It’s the end of the year and what a busy year it has been. The gardens have achieved remarkable longevity as they are 250 years old this year and they are still managed by the same family many generations later. We celebrated by holding events in the garden throughout the year and to finalise the season we had “The Abbotsbury Gardens Story” published in November.

This book has been an ongoing recollection of my involvement with the gardens restoration, investment and development. It also reflects over ten years of research and detective work to piece together snippets of information about the Earls and Duchesses of Ilchester and succeeding generations of the Ilchester family that were connected with the gardens of had any horticultural influence.

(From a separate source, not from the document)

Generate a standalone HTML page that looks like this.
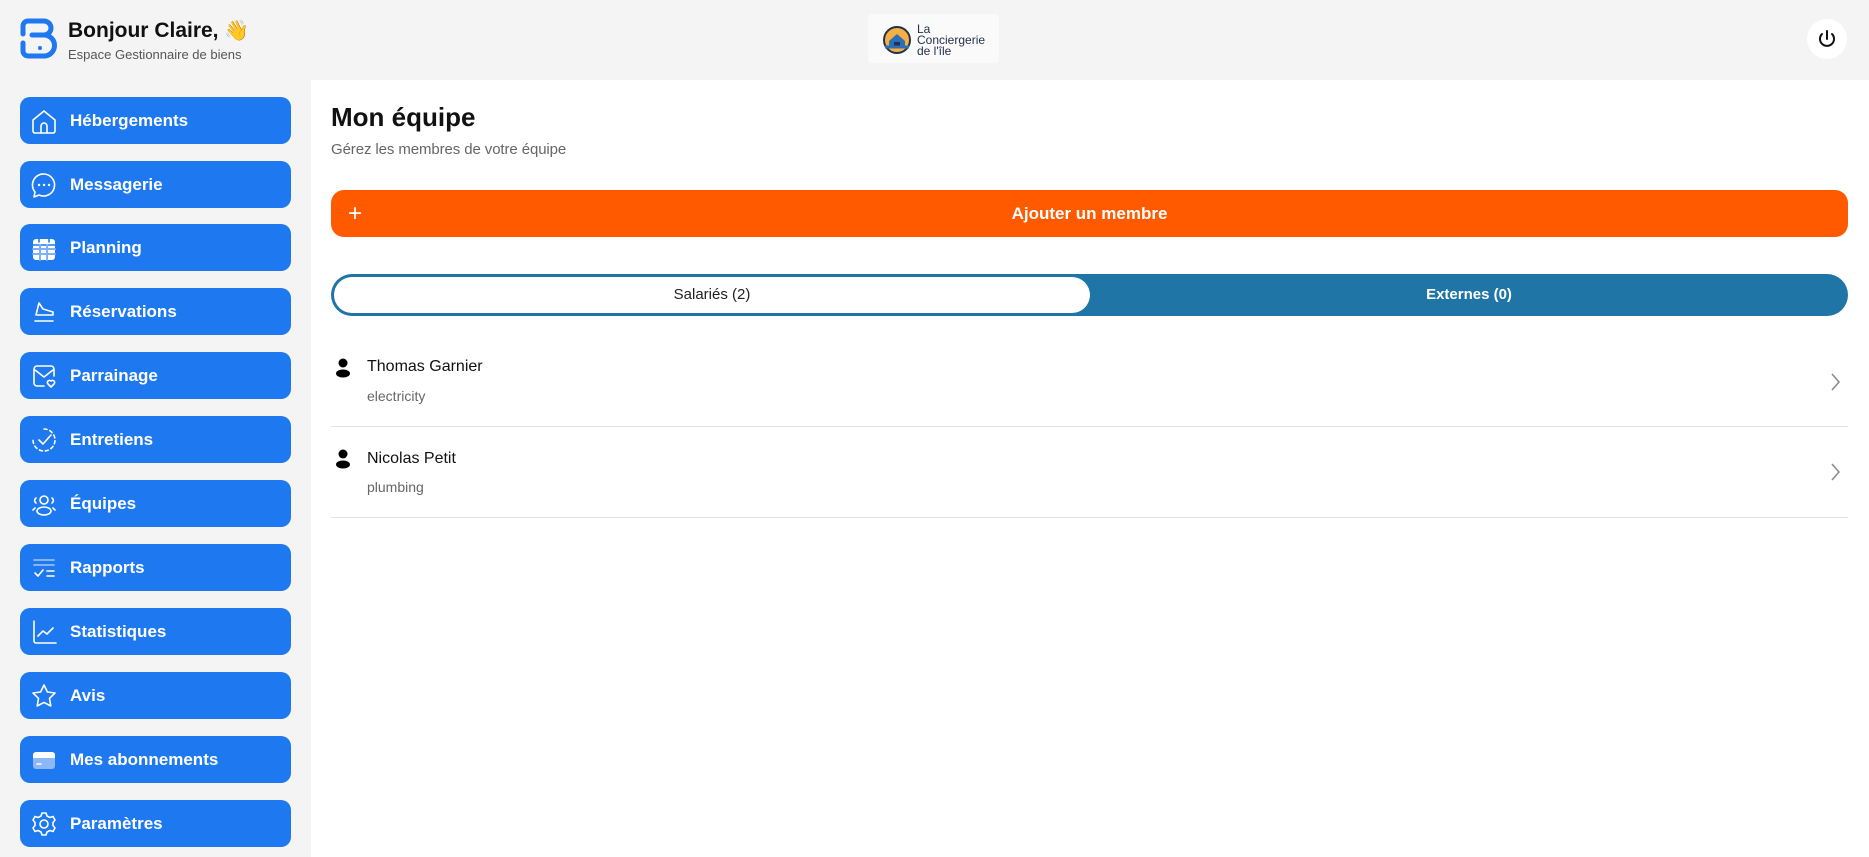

As I sit here in my garden office on Christmas Eve morning the rain is hammering down in a stormy warm south westerly gale. Bedraggled Pheasant are wondering through the puddles and dead leaves are scattering in the wind. The talk is of how mild the weather is for the time of year, certainly no stereotype white Christmas this year!

I thought I’d end the year with an extract from my book, a piece on the weather. Something us British love to talk about at any given moment.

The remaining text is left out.